Don’t change your family-friendly tenure extension policy just yet

pixelated something

If you are an academic and on social media, then over the last weekend your feed was probably full of mentions of an article by economist Justin Wolfers in the New York Times titled “A Family-Friendly Policy That’s Friendliest to Male Professors.”

It describes a study by three economists of the effects of parental tenure extension policies, which give an extra year on the tenure clock when people become new parents. The conclusion is that tenure extension policies do make it easier for men to get tenure, but they unexpectedly make it harder for women. The finding has a counterintuitive flavor – a policy couched in gender-neutral terms and designed to help families actually widens a gender gap.

Except there are a bunch of odd things that start to stick out when you look more closely at the details, and especially at the original study.

Let’s start with the numbers in the NYT writeup:

The policies led to a 19 percentage-point rise in the probability that a male economist would earn tenure at his first job. In contrast, women’s chances of gaining tenure fell by 22 percentage points. Before the arrival of tenure extension, a little less than 30 percent of both women and men at these institutions gained tenure at their first jobs.

Two things caught my attention when I read this. First, that a 30% tenure rate sounded awfully low to me (this is at the top-50 PhD-granting economics departments). Second, that tenure extension policies took the field from parity (“30 percent of both men and women”) to a 6-to-1 lopsided rate favoring men (the effects are percentage points, so it goes to a 49% tenure rate for men vs. 8% for women). That would be a humongous effect size.

Regarding the 30% tenure rate, it turns out the key words are “at their first jobs.” This analysis compared people who got tenure at their first job to everybody else — which means that leaving for a better outside offer is treated the same in this analysis as being denied tenure. So the tenure-at-first-job variable is not a clear indicator of whether the policy is helping or hurting a career. What if you look at the effect of the policy on getting tenure anywhere? The authors did that, and they summarize the analysis succinctly: “We find no evidence that gender-neutral tenure clock stopping policies reduce the fraction of women who ultimately get tenure somewhere” (p. 4). That seems pretty important.

What about that swing from gender-neutral to a 6-to-1 disparity in the at-first-job analysis? Consider this: “There are relatively few women hired at each university during the sample period.
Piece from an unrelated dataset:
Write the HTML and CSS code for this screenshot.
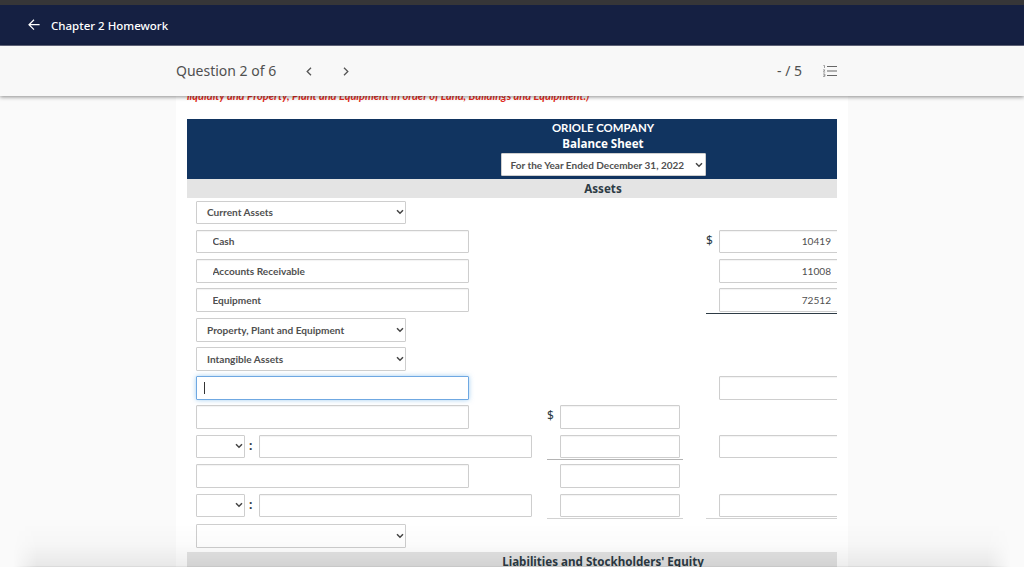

On average, only four female assistant professors were hired at each university between 1985 and 2004, compared to 17 male assistant professors” (p. 17). That was a stop-right-there moment for me: if you are an economics department worried about gender equality, maybe instead of rethinking tenure extensions you should be looking at your damn hiring practices. But as far as the present study goes, there are n = 62 women at institutions that never adopted gender-neutral tenure extension policies, and n = 129 at institutions that did. (It’s even worse than that because only a fraction of them are relevant for estimating the policy effect; more on that below). With a small sample there is going to be a lot of uncertainty in the estimates under the best of conditions. And it’s not the best of conditions: Within the comparison group (the departments that never adopted a tenure extension policy), there are big, differential changes in men’s and women’s tenure rates over the study period (1985 to 2004): Over time, men’s tenure rate drops by about 25%, and women’s tenure rate doubles from 12% to 25%. Any observed effect of a department adopting a tenure-extension policy is going to have to be estimated in comparison to that noisy, moving target.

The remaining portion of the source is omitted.